Mr. Cumming was appointed Resident Conductor of the Pittsburgh Symphony Orchestra in 1997. Working closely with Music Director Mariss Jansons, he accompanied the orchestra on domestic and foreign tours and conducted the orchestra in its highly regarded educational and outreach concerts throughout the state. As Music Director of the nationally-acclaimed Pittsburgh Youth Symphony Orchestra, it was one of five orchestras invited to the biennial National Youth Orchestra Festival in 1998 and 2002.
As Resident Conductor of the Florida Orchestra from 1989 to 1993, he garnered audience and critical acclaim for his "Champagne" and "Coffee" concerts, two series of light classics for young adults and senior citizens. In 1991, Mr. Cumming conducted a recording of the "Star Spangled Banner" with Whitney Houston and the Florida Orchestra for Super Bowl XXV. In 1996 and 1997, he was Artistic Director of the Flagstaff Festival of the Arts.

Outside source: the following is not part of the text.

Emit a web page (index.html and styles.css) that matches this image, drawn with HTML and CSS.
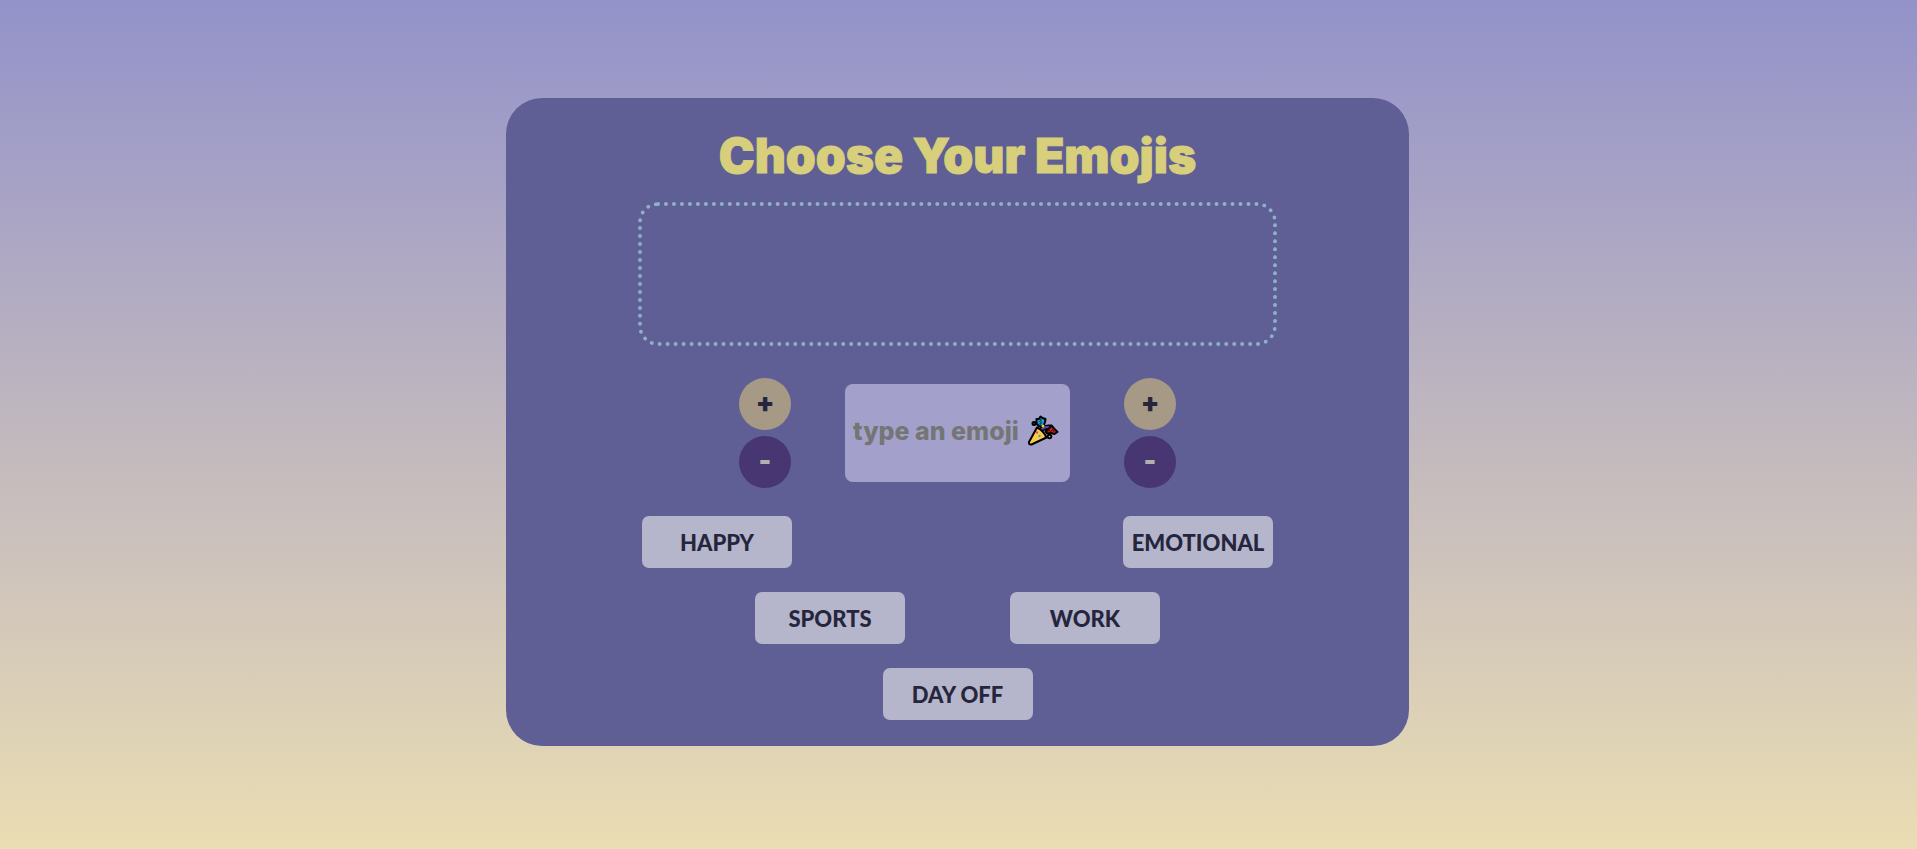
FILE: index.html
```
<!DOCTYPE html>
<html lang="en">
<head>
<meta charset="utf-8">
<meta name="viewport" content="width=device-width, initial-scale=1">
<title>Choose Your Emojis</title>
<link rel="stylesheet" href="styles.css">
</head>
<body>
<main class="card">
  <h1 class="title">Choose Your Emojis</h1>
  <section class="board" aria-label="Chosen emojis"></section>
  <div class="controls">
    <div class="stepper">
      <button class="round add" type="button" aria-label="Add to start">+</button>
      <button class="round remove" type="button" aria-label="Remove from start">-</button>
    </div>
    <label class="field">
      <input class="entry" type="text" placeholder="type an emoji" aria-label="Type an emoji">
      <svg class="popper" viewBox="0 0 32 32" aria-hidden="true">
        <g stroke="#000" stroke-width="2" stroke-linejoin="round" stroke-linecap="round">
          <path d="M15 14 Q18 11.500 23 12" fill="none" stroke-width="5"/>
          <path d="M15 14 Q18 11.500 23 12" fill="none" stroke="#5b4bb0" stroke-width="2"/>
          <path d="M10 12.500 Q16 15 19.500 22.500 L4.500 29.500 Q1.500 30 2 27 Z" fill="#fcca4e"/>
          <circle cx="7" cy="8.500" r="1.500" fill="#5b4bb0"/>
          <path d="M9.500 4 L12 4 L13.500 1.500 L15.500 3 L18.500 4 L18 7 L16.500 11 L12 11.500 L9.500 8.500 Z" fill="#199fd8"/>
          <path d="M24.500 10.500 L27 13.500 L30.500 17 L27.500 19 L24 18 L20 18.500 L18.500 16.500 L21.500 14 Z" fill="#d0281c"/>
          <circle cx="22.500" cy="21.500" r="1.800" fill="#f6d22e"/>
        </g>
        <path d="M12.500 4 L14.500 5 L12.500 6.500 L15 7.500 L12.500 9 L14.500 10.500" fill="none" stroke="#063c50"/>
        <path d="M20.500 17 L22 14.500 L23.500 17 L25.500 14.500 L27 17" fill="none" stroke="#500"/>
        <circle cx="16" cy="11" r="1.500" fill="#f6d22e"/>
        <circle cx="10" cy="17.500" r="1.200" fill="#ea4b3c"/>
        <circle cx="12.500" cy="21" r="1.200" fill="#2fb5a6"/>
      </svg>
    </label>
    <div class="stepper">
      <button class="round add" type="button" aria-label="Add to end">+</button>
      <button class="round remove" type="button" aria-label="Remove from end">-</button>
    </div>
  </div>
  <nav class="categories" aria-label="Emoji categories">
    <div class="row row-wide">
      <button class="category" type="button">HAPPY</button>
      <button class="category" type="button">EMOTIONAL</button>
    </div>
    <div class="row row-mid">
      <button class="category" type="button">SPORTS</button>
      <button class="category" type="button">WORK</button>
    </div>
    <div class="row">
      <button class="category" type="button">DAY OFF</button>
    </div>
  </nav>
</main>
</body>
</html>
```
FILE: styles.css
```
* {
  box-sizing: border-box;
}

body {
  margin: 0;
  min-height: 100vh;
  display: flex;
  justify-content: center;
  align-items: flex-start;
  padding: 98px 18px 98px 16px;
  background: linear-gradient(#9392ca, #c7bdbd 58%, #eaddb3);
  font-family: Lato, "Open Sans", sans-serif;
  font-weight: 900;
}

button,
input {
  font: inherit;
}

.card {
  width: 100%;
  max-width: 903px;
  display: flex;
  flex-direction: column;
  align-items: center;
  padding: 26px 24px;
  border-radius: 36px;
  background: #605f95;
}

.title {
  margin: 0 0 14px;
  color: #d7cf7b;
  font-family: Inter, Lato, sans-serif;
  font-size: 48px;
  line-height: 64px;
  font-weight: 900;
  -webkit-text-stroke: 1px #d7cf7b;
}

.board {
  width: 100%;
  max-width: 639px;
  height: 144px;
  border: 4px dotted #8cb1c9;
  border-radius: 20px;
}

.controls {
  display: flex;
  justify-content: center;
  align-items: center;
  gap: 54px;
  margin-top: 32px;
}

.stepper {
  display: flex;
  flex-direction: column;
  gap: 6px;
}

.round {
  width: 52px;
  height: 52px;
  padding: 0 0 2px;
  border: 0;
  border-radius: 50%;
  font-family: Inter, Lato, sans-serif;
  font-size: 27px;
  line-height: 48px;
}

.add {
  background: #a69985;
  color: #25263d;
}

.remove {
  background: #483673;
  color: #b5b0b0;
}

.field {
  display: flex;
  align-items: center;
  width: 225px;
  height: 98px;
  padding: 0 10px 4px 8px;
  border-radius: 8px;
  background: #a3a1cb;
}

.entry {
  flex: 1;
  min-width: 0;
  padding: 0;
  border: 0;
  outline: 0;
  background: none;
  color: #25263d;
  font-family: Inter, Lato, sans-serif;
  font-size: 25px;
  font-weight: 800;
}

.entry::placeholder {
  color: #757575;
  opacity: 1;
}

.popper {
  flex: none;
  width: 34px;
  height: 32px;
}

.categories {
  width: 100%;
  max-width: 631px;
  display: flex;
  flex-direction: column;
  gap: 24px;
  margin-top: 28px;
}

.row {
  display: flex;
  justify-content: center;
}

.row-wide {
  justify-content: space-between;
}

.row-mid {
  gap: 105px;
}

.category {
  width: 150px;
  height: 52px;
  padding: 0;
  border: 0;
  border-radius: 7px;
  background: #b5b5cb;
  color: #25263d;
  font-size: 22px;
}
```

First performances with the Hartford Symphony Orchestra include the world premieres of Valerie Coleman's The Painted Lady, Richard Cumming's Aspects of Hippolytus, Michael Gatonska's Wandering the Moon Nursery, and Stephen Michael Gryc’s Passagi (Concerto for Trombone and Orchestra). In 2003 and 2007, the League of American Orchestras awarded Mr. Cumming and the HSO the ASCAP award for Adventurous Programming of Contemporary Music.
As a guest conductor, Mr. Cumming has led many prominent orchestras across the United States, among them the Los Angeles Philharmonic, Rochester Philharmonic, Oregon Symphony, Detroit Symphony Orchestra, Buffalo Philharmonic, Maryland Symphony, San Antonio Symphony, San Diego Symphony, Santa Barbara Symphony, and Memphis Symphony Orchestra. His credits abroad include La Orquesta Ciudad de Granada (Spain), the South Bohemian State Orchestra in the Czech Republic, the Ulster Orchestra in Belfast, Northern Ireland, where he made his United Kingdom debut in 2000, and the Singapore Symphony Orchestra.
Mr. Cumming received Master of Musical Arts and Doctor of Musical Arts degrees in orchestral conducting from Yale University, where he was a student of Otto-Werner Mueller. He studied with Michael Tilson Thomas at the Los Angeles Philharmonic Institute, and has performed in master classes directed by Riccardo Muti and Pierre Boulez. As an undergraduate at the University of California at Berkeley, he was awarded the prestigious Eisner Prize for Creative Achievement in the Arts.